病気を早めに発見すると、医療費や治療期間の短縮にもつながります。しっかりと健康診断を受診して、病気に早期から対処するほうが大きなメリットを得られるでしょう。
6-1 健康診断実施後の会社側の注意点
健康診断は実施して終わりではありません。健康診断実施後は、労働者の健康診断結果の保管と報告業務に注意を払いましょう。
①健康診断結果の保管義務
会社には、労働者の健康診断結果を保管する「保管義務」があります。一般健康診断の結果は、5年間の保存が必要です。また、健康診断の結果にはセンシティブな内容が含まれるため、個人情報の管理を徹底し、情報が漏えいしないようにしましょう。
②健康診断結果の報告義務
常時50人以上の労働者を雇用する会社は、健康診断結果を管轄の労働基準監督署に報告しなければなりません。50人の定義は、アルバイトやパートも含めるため、常に従業員数を確認するようにしましょう。なお、管轄の労働基準監督署は、厚生労働省の「」から確認できます。

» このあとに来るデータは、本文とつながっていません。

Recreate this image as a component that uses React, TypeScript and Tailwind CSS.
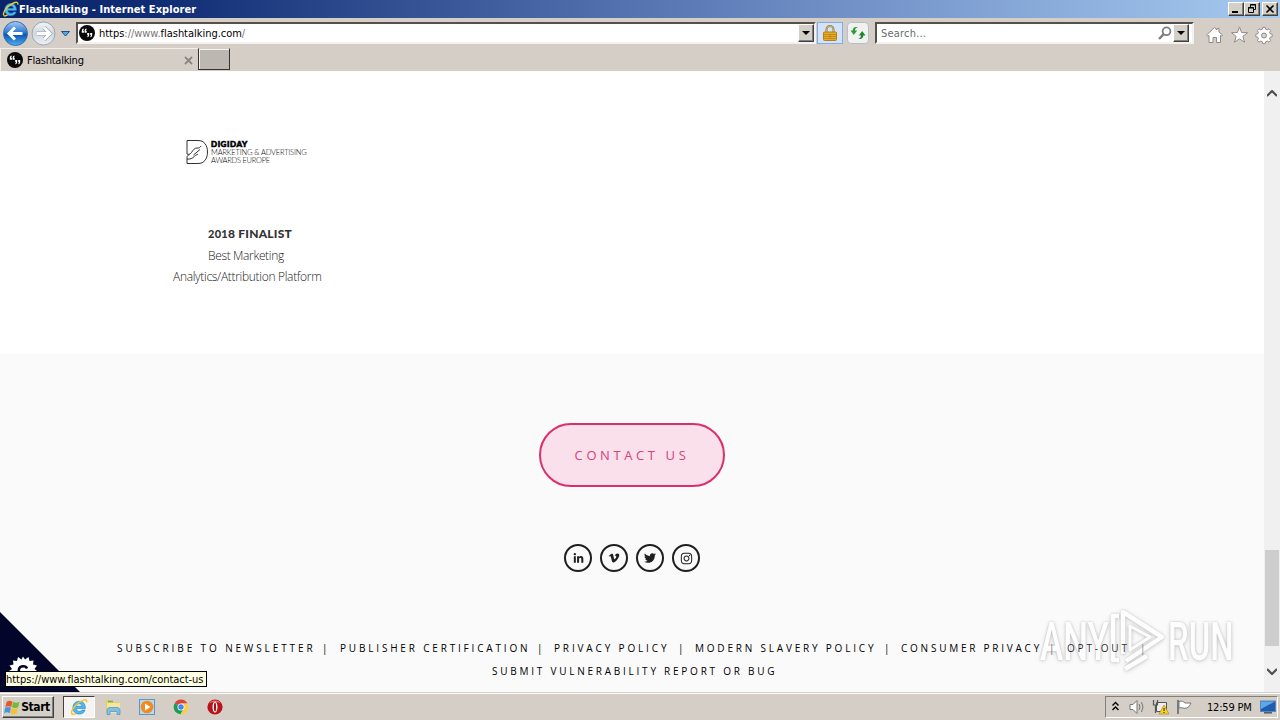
import React from "react";
import { FaLinkedinIn, FaVimeoV, FaTwitter, FaInstagram } from "react-icons/fa";

const UI = "font-['DejaVu_Sans_Condensed','DejaVu_Sans',sans-serif] whitespace-nowrap";

function IELogo({ className }: { className: string }) {
  return (
    <svg viewBox="0 0 18 18" className={className}>
      <path d="M15.300 10.600H6.200c.2 2 1.500 2.800 3.300 2.800 1.300 0 2.100-.5 2.600-1.300h2.900c-.8 2.600-2.900 4-5.700 4-3.800 0-6.400-2.600-6.400-6.400 0-3.700 2.600-6.500 6.400-6.500 4 0 6.200 2.900 6 7.400zM6.300 8.300h5.700c-.2-1.700-1.200-2.500-2.700-2.500-1.700 0-2.700.9-3 2.500z" fill="#4fb8f0" stroke="#1c78bd" strokeWidth=".6" />
      <path d="M16.700 4.500c.5-2.200-.8-3.200-3.200-2.400C8.500 3.700 2.500 9.500 1.600 13.700c-.6 3 1.400 3.300 4.400 1.600" fill="none" stroke="#f2c62c" strokeWidth="1.500" />
    </svg>
  );
}

function QuoteMark({ className }: { className: string }) {
  return (
    <svg viewBox="0 0 16 16" className={className}>
      <circle cx="8" cy="8" r="8" fill="#080808" />
      <path d="M2.800 7.800V6c0-1.400.7-2.200 1.900-2.400v1.200c-.4.200-.6.400-.6.900h.8v2.100zM5.600 7.800V6c0-1.400.7-2.200 1.900-2.400v1.200c-.4.200-.6.400-.6.900h.8v2.100zM8.200 8h2v1.800c0 1.400-.6 2.200-1.800 2.500v-1.200c.3-.2.500-.4.500-1h-.7zM11.200 8h2v1.800c0 1.400-.6 2.200-1.800 2.500v-1.200c.3-.2.500-.4.500-1h-.7z" fill="#fff" />
    </svg>
  );
}

function RaisedButton({ children, className }: { children: React.ReactNode; className: string }) {
  return (
    <div className={`flex shrink-0 items-center justify-center border border-t-white border-l-white border-r-[#404040] border-b-[#404040] bg-[#d4d0c8] shadow-[inset_-1px_-1px_0_#808080] ${className}`}>
      {children}
    </div>
  );
}

function DropArrow() {
  return (
    <svg viewBox="0 0 8 4" className="h-1 w-2">
      <path d="M0 0h8L4 4z" fill="#000" />
    </svg>
  );
}

function TitleBar() {
  return (
    <div className="flex h-[18px] shrink-0 items-center bg-[linear-gradient(90deg,#0a246a_0%,#0f2c74_12%,#6483bd_58%,#a6caf0_100%)] pl-[2px] pr-[2px]">
      <IELogo className="h-[18px] w-[17px]" />
      <span className="whitespace-nowrap pt-[2px] font-['DejaVu_Sans_Condensed','DejaVu_Sans',sans-serif] text-[11px] font-bold tracking-[0.05px] text-white">
        Flashtalking - Internet Explorer
      </span>
      <div className="ml-auto flex">
        <RaisedButton className="h-[14px] w-4">
          <svg viewBox="0 0 12 10" className="h-[10px] w-3"><path d="M2 7h6v2H2z" /></svg>
        </RaisedButton>
        <RaisedButton className="h-[14px] w-4">
          <svg viewBox="0 0 12 10" className="h-[10px] w-3" fill="none" stroke="#000"><path d="M4.500 3.500v-3h5v5h-2M4 1h6M2.500 3.500h5v5h-5zM2 4h6" /></svg>
        </RaisedButton>
        <RaisedButton className="ml-[2px] h-[14px] w-4">
          <svg viewBox="0 0 12 10" className="h-[10px] w-3"><path d="M2.500 1.500l7 7M9.500 1.500l-7 7" stroke="#000" strokeWidth="1.600" /></svg>
        </RaisedButton>
      </div>
    </div>
  );
}

function NavButtons() {
  return (
    <svg viewBox="0 0 76 30" className="h-[30px] w-[76px] shrink-0">
      <defs>
        <linearGradient id="back" x1="0" y1="0" x2="0" y2="1">
          <stop offset="0" stopColor="#a9cdf2" />
          <stop offset=".45" stopColor="#2f79d0" />
          <stop offset=".55" stopColor="#0c55b5" />
          <stop offset="1" stopColor="#4cb0f0" />
        </linearGradient>
        <linearGradient id="fwd" x1="0" y1="0" x2="0" y2="1">
          <stop offset="0" stopColor="#f4f6f8" />
          <stop offset=".5" stopColor="#cfd6df" />
          <stop offset="1" stopColor="#f0f3f6" />
        </linearGradient>
      </defs>
      <circle cx="15.500" cy="15.500" r="12" fill="url(#back)" stroke="#3a6eae" />
      <path d="M15 9.500l-6 6 6 6M9.500 15.500h13" fill="none" stroke="#fff" strokeWidth="3" />
      <circle cx="43.500" cy="15.500" r="11.500" fill="url(#fwd)" stroke="#9aa5b4" />
      <path d="M44 9.500l6 6-6 6M49.500 15.500h-13" fill="none" stroke="#98a1ae" strokeWidth="4" />
      <path d="M44 9.500l6 6-6 6M49.500 15.500h-13" fill="none" stroke="#fff" strokeWidth="2.800" />
      <path d="M61.500 13.500h8l-4 4.500z" fill="#53a9e0" stroke="#1b4f8c" />
    </svg>
  );
}

function AddressRow() {
  return (
    <div className="flex h-[30px] shrink-0 items-start">
      <NavButtons />
      <div className="mt-1 flex h-[22px] w-[740px] shrink-0 items-center border-2 border-t-[#55504c] border-l-[#55504c] border-r-[#f4f2ef] border-b-[#f4f2ef] bg-white pl-px">
        <QuoteMark className="h-4 w-4" />
        <span className={`${UI} ml-1 pt-[3px] text-[11px] tracking-[-0.03px] text-[#777]`}>
          <span className="text-black">https</span>://www.<span className="text-black">flashtalking.com</span>/
        </span>
        <RaisedButton className="ml-auto h-[18px] w-4">
          <DropArrow />
        </RaisedButton>
      </div>
      <div className="ml-px mt-1 flex h-[22px] w-[26px] shrink-0 items-center justify-center border border-[#7fadea] bg-[#d2e3fb]">
        <svg viewBox="0 0 14 16" className="h-4 w-[14px]">
          <path d="M3.500 8V4.500a3.500 3.500 0 0 1 7 0V8" fill="none" stroke="#99742c" strokeWidth="2" />
          <path d="M3.500 8V4.500a3.500 3.500 0 0 1 7 0V8" fill="none" stroke="#e8d28c" strokeWidth=".7" />
          <rect x=".5" y="7" width="13" height="8.500" rx="1" fill="#e5ab25" stroke="#b67e15" />
          <path d="M1 9.500h12M1 11.500h12M1 13.500h12M7 9v5" stroke="#bd8418" strokeWidth=".8" />
        </svg>
      </div>
      <div className="ml-1 mt-1 flex h-[22px] w-[22px] shrink-0 items-center justify-center rounded-sm border border-[#b4bfcb] bg-[#f0f2f1]">
        <svg viewBox="0 0 16 14" className="h-[14px] w-4">
          <path d="M8 1.500C5.600 1.500 5 3 5 4.500h2.200L3.800 9 .5 4.500h2.200C2.700 1.700 5 .3 8 1.500z" fill="#2f9a35" />
          <path d="M8 12.500c2.400 0 3-1.500 3-3H8.800L12.200 5l3.300 4.500h-2.200c0 2.800-2.300 4.200-5.300 3z" fill="#21862a" />
        </svg>
      </div>
      <div className="ml-[6px] mt-1 flex h-[22px] w-[319px] shrink-0 items-center border-2 border-t-[#55504c] border-l-[#55504c] border-r-[#f4f2ef] border-b-[#f4f2ef] bg-white pl-1 pr-[3px]">
        <span className={`${UI} pt-[3px] text-[11px] tracking-[0.2px] text-[#6b6b6b]`}>Search...</span>
        <svg viewBox="0 0 14 14" className="ml-auto mr-px h-[14px] w-[14px]">
          <circle cx="8.500" cy="5.300" r="3.900" fill="none" stroke="#7d7d7d" strokeWidth="1.800" />
          <path d="M5.700 8.200L1 13" stroke="#7d7d7d" strokeWidth="2.400" />
        </svg>
        <RaisedButton className="h-[18px] w-4">
          <DropArrow />
        </RaisedButton>
      </div>
      <svg viewBox="0 0 70 20" className="ml-[11px] mt-[7px] h-5 w-[70px] shrink-0" fill="#fff" stroke="#8f8b88" strokeLinejoin="round">
        <path d="M1.500 10L9.500 2.500l2.500 2.400V3.500h2V7l3.500 3-1 1.200-1-.7v7h-4v-5H8v5H4v-7l-1.300.8z" />
        <path d="M34.500 2l2.100 5.500 5.900.2-4.600 3.700 1.600 5.800-5-3.300-5 3.300 1.600-5.800-4.600-3.700 5.900-.2z" />
        <path d="M57.800 2.300h2.400l.5 2 1.500.6 1.800-1.100 1.700 1.700-1.100 1.800.6 1.500 2 .5v2.400l-2 .5-.6 1.500 1.100 1.800-1.700 1.700-1.800-1.100-1.500.6-.5 2h-2.400l-.5-2-1.500-.6-1.800 1.100-1.700-1.700 1.100-1.800-.6-1.500-2-.5V9.300l2-.5.6-1.500-1.100-1.800L54 3.800l1.800 1.100 1.500-.6z" />
        <circle cx="59" cy="10.500" r="2.500" fill="#d5cfc9" />
      </svg>
    </div>
  );
}

function TabRow() {
  return (
    <div className="flex h-[23px] shrink-0 items-start">
      <div className="flex h-[23px] w-[198px] items-center border-l border-t border-[#f2efeb] pl-[6px] pr-[5px]">
        <QuoteMark className="h-4 w-4" />
        <span className={`${UI} ml-1 pt-[2px] text-[11px] tracking-[-0.25px] text-black`}>Flashtalking</span>
        <svg viewBox="0 0 9 9" className="ml-auto h-[9px] w-[9px]">
          <path d="M1 1l7 7M8 1L1 8" stroke="#8b8682" strokeWidth="1.800" />
        </svg>
      </div>
      <div className="h-[22px] w-8 border border-b-[#353230] border-l-[#353230] border-r-[#353230] border-t-[#d5cfc9] bg-[#bdb7b1] shadow-[inset_1px_1px_0_#f4f2ef]" />
    </div>
  );
}

function DigidayLogo() {
  return (
    <div className="flex h-[26px] items-start">
      <svg viewBox="0 0 24 26" className="h-[26px] w-6 shrink-0" fill="none" stroke="#1a1a1a" strokeWidth=".9">
        <path d="M1 11V1.500H12c6 0 9.500 4.500 9.500 11.500S18 24.500 12 24.500H1v-6c0-1.500 1-2.500 2.500-2.700" />
        <path d="M1 11v4c1.500.8 3.500.2 4.500-1.500 1.500-2.500 3-4.500 5.500-4.500 2 .2 3.200-.6 4-2" />
        <path d="M1 20c3 .5 5.500-.5 7.500-2.800 1.200-1.400 2.500-1.200 3.500-2.200M7.500 16l6.500-5.500" />
      </svg>
      <div className="whitespace-nowrap pl-px pt-px font-['Lato',sans-serif] text-[7.500px] leading-[8.700px] text-black">
        <div className="text-[8px] font-black tracking-[0.550px] text-black [-webkit-text-stroke:0.6px_black]">DIGIDAY</div>
        <div className="font-light tracking-[-0.17px]">MARKETING &amp; ADVERTISING</div>
        <div className="font-light tracking-[-0.25px]">AWARDS EUROPE</div>
      </div>
    </div>
  );
}

const SOCIAL = [FaLinkedinIn, FaVimeoV, FaTwitter, FaInstagram];

function FooterLinks() {
  return (
    <div className="relative z-10 whitespace-nowrap font-['Open_Sans','Noto_Sans',sans-serif] text-[10px] leading-[23px] text-black">
      <div className="flex pl-[117px]">
        <span className="w-[205px] tracking-[2.900px]">SUBSCRIBE TO NEWSLETTER</span>
        <span className="w-[18px]">|</span>
        <span className="w-[197px] tracking-[2.820px]">PUBLISHER CERTIFICATION</span>
        <span className="w-[17px]">|</span>
        <span className="w-[124px] tracking-[2.850px]">PRIVACY POLICY</span>
        <span className="w-[17px]">|</span>
        <span className="w-[189px] tracking-[2.800px]">MODERN SLAVERY POLICY</span>
        <span className="w-[17px]">|</span>
        <span className="w-[148px] tracking-[2.760px]">CONSUMER PRIVACY</span>
        <span className="w-[18px] text-black/60">|</span>
        <span className="w-[73px] tracking-[2.800px] text-black/85">OPT-OUT</span>
        <span className="text-black/50">|</span>
      </div>
      <div className="pl-[492px] tracking-[2.760px]">SUBMIT VULNERABILITY REPORT OR BUG</div>
    </div>
  );
}

function Watermark() {
  return (
    <div className="absolute left-[1040px] top-[534px] flex h-[74px] w-[200px] items-center font-['Roboto','Liberation_Sans',sans-serif] text-[#fdfdfd] [filter:drop-shadow(0_0_1px_rgba(0,0,0,.16))_drop-shadow(0_1px_2px_rgba(0,0,0,.16))]">
      <div className="w-[68px] shrink-0">
        <span className="inline-block origin-left scale-x-[0.66] text-[53px] font-medium leading-none">ANY</span>
      </div>
      <svg viewBox="0 0 60 70" className="h-[70px] w-[60px] shrink-0" fill="none" stroke="currentColor" strokeWidth="4.500" strokeLinejoin="round">
        <path d="M15 47V5l39 25L18 54" />
        <path d="M22 33V19l20 11-20 13z" strokeWidth="3" />
        <path d="M11 9H5v44h6M17 62l22-13" />
      </svg>
      <div className="w-[66px] shrink-0">
        <span className="inline-block origin-left scale-x-[0.62] text-[53px] font-medium leading-none">RUN</span>
      </div>
    </div>
  );
}

function Page() {
  return (
    <div className="relative flex h-[621px] shrink-0 overflow-hidden bg-white">
      <div className="flex w-[1264px] shrink-0 flex-col">
        <div className="h-[283px] shrink-0 pl-[172px] pt-[68px]">
          <div className="pl-[14px]">
            <DigidayLogo />
          </div>
          <div className="mt-[58px] w-[150px] whitespace-nowrap text-[12px] leading-[21px]">
            <div className="pl-9 font-['Lato',sans-serif] text-[12px] font-black tracking-[0.25px] text-[#333]">
              <span className="text-[11px]">201</span>8 FINALIST
            </div>
            <div className="pl-9 pt-px font-['Open_Sans',sans-serif] font-light tracking-[-0.35px] text-[#222]">Best Marketing</div>
            <div className="pl-px font-['Open_Sans',sans-serif] font-light tracking-[-0.310px] text-[#222]">Analytics/Attribution Platform</div>
          </div>
        </div>
        <div className="flex flex-1 flex-col bg-[#fafafa] pt-[69px]">
          <div className="ml-[539px] flex h-16 w-[186px] items-center justify-center rounded-full border-2 border-[#d92f6b] bg-[#f9e0ea] pt-[2px] font-['Open_Sans',sans-serif] text-[13px] tracking-[3.600px] text-[#d4437a]">
            CONTACT US
          </div>
          <div className="ml-[564px] mt-[57px] flex gap-2">
            {SOCIAL.map((Icon, i) => (
              <div key={i} className="flex h-7 w-7 items-center justify-center rounded-full border-2 border-[#1f1f1f] text-[#1f1f1f]">
                <Icon className={i === 0 ? "h-[11px] w-[11px]" : i === 3 ? "h-[13px] w-[13px]" : "h-3 w-3"} />
              </div>
            ))}
          </div>
          <div className="mt-[65px]">
            <FooterLinks />
          </div>
        </div>
      </div>
      <div className="flex w-4 flex-col items-center bg-[#f0f0f0]">
        <svg viewBox="0 0 10 7" className="mt-[19px] h-[7px] w-[10px]"><path d="M0 6l5-5 5 5" fill="none" stroke="#505050" strokeWidth="2.200" /></svg>
        <div className="mt-[453px] h-24 w-[14px] bg-[#cdcdcd]" />
        <svg viewBox="0 0 10 7" className="mt-[22px] h-[7px] w-[10px]"><path d="M0 1l5 5 5-5" fill="none" stroke="#505050" strokeWidth="2.200" /></svg>
      </div>

      <svg viewBox="0 0 80 80" className="absolute bottom-0 left-0 h-20 w-20">
        <path d="M0 0l80 80H0z" fill="#03052a" />
        <path d="M23 44.500l2 3 3.500-2.500 1 4 4-.5-.5 4 4 1-2.500 3.500L37 59l-3 2 2 3.500-4 1H14l-4-1 2-3.500L9 59l3-2L9.500 53.500l4-1-.5-4 4 .5 1-4 3.500 2.500z" fill="#fff" />
        <path d="M27 56.500c-1-3-7-3-8 .5s2 4.500 5 4h3v-2" fill="none" stroke="#03052a" strokeWidth="2.500" />
      </svg>
      <div className={`${UI} absolute left-[5px] top-[600px] z-20 flex h-4 w-[202px] items-center border border-black bg-[#ffffe1] pt-[2px] text-[11px] tracking-[-0.04px] text-black`}>
        https://www.flashtalking.com/contact-us
      </div>
      <Watermark />
    </div>
  );
}

function WindowsFlag() {
  return (
    <svg viewBox="0 0 16 16" className="h-[17px] w-[17px] shrink-0">
      <path d="M2.500 2.500C4.500 1.300 6 1.500 8 2.500L6.800 7.500C5 6.600 3.500 6.500 1.300 7.500z" fill="#e8582b" />
      <path d="M8.600 2.800c2 1 4 1 6-.1l-1.300 5c-2 1-3.800 1-5.800 0z" fill="#76b83c" />
      <path d="M1.100 8.300c2-1 3.700-.9 5.500 0l-1.200 5C3.600 12.300 2 12.400 0 13.300z" fill="#4a95da" />
      <path d="M7.300 8.600c2 1 3.800 1 5.800 0l-1.300 5c-2 1-3.800.9-5.700-.1z" fill="#f5c12e" />
    </svg>
  );
}

function Taskbar() {
  return (
    <div className="flex h-7 shrink-0 items-start border-t border-[#d4d0c8] bg-[#d5cec7] pt-[3px] shadow-[inset_0_1px_0_#fff]">
      <RaisedButton className="ml-[2px] h-[22px] w-[52px] pr-[2px]">
        <WindowsFlag />
        <span className="font-['DejaVu_Sans_Condensed','DejaVu_Sans',sans-serif] text-[12px] font-bold tracking-[-0.450px] text-black">Start</span>
      </RaisedButton>
      <div className="ml-[9px] flex h-[22px] w-8 shrink-0 items-center justify-center border border-b-white border-l-[#404040] border-r-white border-t-[#404040] bg-[#f6f4f2]">
        <IELogo className="h-[18px] w-[18px]" />
      </div>
      <svg viewBox="0 0 18 18" className="ml-[9px] mt-[2px] h-[18px] w-[18px] shrink-0">
        <path d="M2 2h5l1 2h7v10H2z" fill="#e9cc68" />
        <path d="M3 5h13v10H3z" fill="#f7e59a" />
        <path d="M3 16.500v-4c0-2 1-3 3-3h7c2 0 3 1 3 3v4h-3v-3H6v3z" fill="#7cc0e6" stroke="#4b93c4" strokeWidth=".7" />
        <path d="M4 3.500h5" stroke="#5fb95d" strokeWidth="1.500" />
      </svg>
      <svg viewBox="0 0 18 18" className="ml-4 mt-[2px] h-[18px] w-[18px] shrink-0">
        <rect x="1.500" y="1.500" width="15" height="15" fill="#b7d8f3" stroke="#5d94c9" />
        <circle cx="9" cy="9" r="6.300" fill="#f38b1b" />
        <path d="M7 5.500v7l5.500-3.500z" fill="#fff" />
      </svg>
      <svg viewBox="0 0 18 18" className="ml-4 mt-[2px] h-[18px] w-[18px] shrink-0">
        <path d="M9 9L2.700 5.300A7.200 7.200 0 0 1 15.400 5.500H9z" fill="#db4437" />
        <path d="M2.700 5.300A7.200 7.200 0 0 0 8.500 16.200L12 10.500 9 9z" fill="#1b9d58" />
        <path d="M15.400 5.500A7.200 7.200 0 0 1 8.500 16.200L12 10.500 12 7 9 5.500z" fill="#fdce44" />
        <circle cx="9" cy="9" r="3.500" fill="#fff" />
        <circle cx="9" cy="9" r="2.700" fill="#4285f4" />
      </svg>
      <svg viewBox="0 0 18 18" className="ml-4 mt-[2px] h-[18px] w-[18px] shrink-0">
        <circle cx="9" cy="9" r="7.600" fill="#b81318" />
        <path d="M3 5.500C5 1.500 13 1.500 15 5.500c-3-2-9-2-12 0z" fill="#ea6a68" />
        <ellipse cx="9" cy="9" rx="2.500" ry="5.600" fill="#fff" />
        <ellipse cx="9" cy="9" rx="1.100" ry="4.600" fill="#a50e14" />
      </svg>
      <div className="ml-auto mr-[2px] flex h-[22px] w-[173px] items-center border border-b-white border-l-[#808080] border-r-white border-t-[#808080]">
        <svg viewBox="0 0 90 20" className="h-5 w-[90px] shrink-0">
          <path d="M6.500 8.500L9.500 5.500l3 3M6.500 13l3-3 3 3" fill="none" stroke="#000" strokeWidth="1.400" />
          <path d="M24 7.500h3l4-4v13l-4-4h-3z" fill="#fff" stroke="#777" />
          <path d="M33 7q2 3 0 6M35.500 5q3 5 0 10" fill="none" stroke="#777" />
          <path d="M50.500 5.500h10v9h-10z" fill="#eee" stroke="#555" />
          <path d="M47.500 3v5h4V3M49.500 8v8" fill="none" stroke="#555" strokeWidth="1.200" />
          <path d="M58 8l5 9H53z" fill="#f8d22a" stroke="#b28c10" strokeWidth=".7" />
          <path d="M58 11v3M58 15v1" stroke="#222" />
          <path d="M72 3v14" stroke="#666" strokeWidth="1.600" />
          <path d="M73 4.500c3-1 4 0 6 1.500h6c-1 2-2 4-4 5-3 1-5-1-8 0z" fill="#fff" stroke="#777" />
        </svg>
        <span className={`${UI} ml-[11px] pt-[2px] text-[11px] tracking-[-0.2px] text-black`}>12:59 PM</span>
        <svg viewBox="0 0 16 14" className="ml-auto mr-px h-[14px] w-4">
          <rect x=".5" y="1" width="15" height="10.500" fill="#1e5db0" stroke="#5f84b5" />
          <path d="M1 1.500h14L1 9z" fill="#5ea7ea" />
          <path d="M4 12.800h8" stroke="#56616f" strokeWidth="1.600" />
        </svg>
      </div>
    </div>
  );
}

export default function App() {
  return (
    <div className="flex h-[720px] w-[1280px] flex-col overflow-hidden bg-[#d5cec7]">
      <TitleBar />
      <AddressRow />
      <TabRow />
      <Page />
      <Taskbar />
    </div>
  );
}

参考:労働安全衛生法に基づく健康診断を実施しましょう~労働者の健康確保のために~|厚生労働省
7.まとめ
この記事では、会社が実施すべき健康診断の重要性について詳しく解説しました。
健康診断は、病気の早期発見および早期治療に大いに役立ちます。病気を早めに発見すると、回復までの期間が短くなるメリットがあります。労働者が病気になると、休職や新たな人材確保などの問題も発生するため、定期的に健康診断を実施するようにしましょう。
また、労働者が健康診断を受けやすい環境作りも大切です。休みを取りやすかったり、業務を分担できるような体制を整えたりと、健診機関に出向く時間を確保できる配慮が必要といえます。